Arriving at the spa, Angel leaves Cordelia and Wesley (who falls down getting out of the car) to act as lookouts. Angel brushes past Mars and, finding Jhiera with the still-somnolent girls, tells her that Tae is closer behind than she thinks. At that moment, Cordelia frantically rushes in to report Tae's approach. While Cordelia and Wesley are still rousing the girls and trying to get them moving toward the back exit, Tae and his team burst in. Cordy and Wes continue with the evacuation, while Jhiera and Angel engage Tae and his men in battle. The two demons manage to hold their own until Wesley and Cordelia, returning to the fight after securing the girls, are suddenly taken hostage. When presented with Tae's ultimatum to hand over the refugees or see the humans die, Jhiera, hardly hesitating, says, "Then they die." As she wheels for the exit, Cordelia and Wesley seize the initiative and break away from their captors, who seem momentarily stunned at the failure of their ploy. Outside, Jhiera makes her way towards the cab of the truck loaded with crates of ice-packed refugee girls. She is just steps away from freedom when two of the Vigories grab her from behind and restrain her for Tae, making sure that her ko is exposed. Jhiera's nemesis holds up the cutting tool and prepares to mutilate the Princess of Oden Tal to bring her under immediate control. Appearing out of nowhere, Angel grabs Tae in a headlock and, giving him a couple of demonstrative squeezes, threatens to snap their leader's neck unless the Vigories holding Jhiera release her. As soon as they do, Angel tells Jhiera to get the girls to safety. Giving Angel a slight nod, she climbs into the cab of the truck and drives away. As soon as Jhiera is out of sight, Angel releases Tae and tells him to go back to Oden Tal, morphing into vamp face to let the Vigories know he can make good on his promise of mayhem if they continue their war in this dimension.

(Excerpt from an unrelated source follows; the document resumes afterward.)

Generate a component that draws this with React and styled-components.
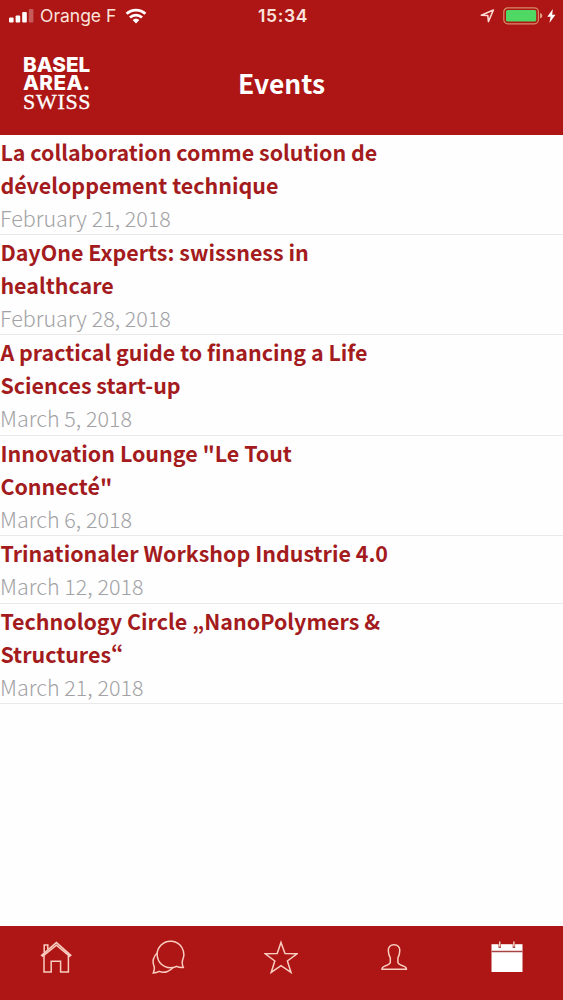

The next day, Angel arrives in the office first and squeezes a bag of whole coffee beans to test Cordelia's theory that he can effectively grind the coffee with his "vampire strength." The bag bursts, scattering coffee beans everywhere, just as Cordelia and Wesley come in the front door. Wesley immediately slips and falls, then starts to sweep the beans up with his bare hands, apologizing distractedly for making a mess. In what appears to be a natural segue for him, Wesley also apologizes, as he carefully regains his feet, for being taken hostage by Tae's men. Angel tries to reassure his friend and compliments him on a job well done, which prompts Wesley, in turn, to express his sincere regard for Angel. Cordelia is just teasing Wesley for turning groveling into an art, when Jhiera walks in. Cordelia opens verbal fire on the warrior demon, asking if they can offer her anything, such as a couple of hostages to let die. Angel firmly shows Jhiera into his office and closes the door. After ascertaining that the other women are safe, away from the city, Angel again tells Jhiera that he'll stop her if she crosses the line and endangers people of his world while trying to protect people from hers. The sexual and political tension thick between them, Jhiera looks at Angel, then agrees with his terms. She hesitates, clearly torn, clearly having found a "desirable mate," and Angel grows even more breathless. With the harsh discipline of an abnegation as rigid and as necessary as Angel's, Jhiera turns toward the door, away from the object of her desire. As she walks away from him, Angel sees what he has already inescapably sensed – Jhiera's ko glows red hot. Raging desire at war with self-preservation, Angel stands desperately immobile until she is out of range.

==Acting==
Bai Ling, who played Jhiera, said of her character:

[She's] so cool. She seduced Angel, and yet she's very dangerous and independent. She's got all those things that a modern woman wants, yet she's a princess. She has her own duty to do good things for the people in her land. She's got all this complexity and beauty.

According to Ling, the character was once considered for a return:

After that episode aired, David [Greenwalt] called me. They were so pleased by it, they wanted me to come back. I'd very much like to go back to Angel, because we all had a great time, and they loved the character. I don't know what the schedule is; I guess they're still working on it, so we're gonna talk about it when it is ready. I'm looking forward to contributing something.

==Production details==

===Writing===
Writer Tim Minear had originally put the dance David Boreanaz performs in his imagination into "Sense & Sensitivity" but removed it on Joss Whedon's request; "Plus," Minear says, "we wanted to save it until it was just right. Here's this guy who looks like this, and he's a complete social retard. I think we've had a lot of success playing that aspect of the character." Instead of the black screen, the ending credits are superimposed over a reprise of Angel's and Wesley's dance routines.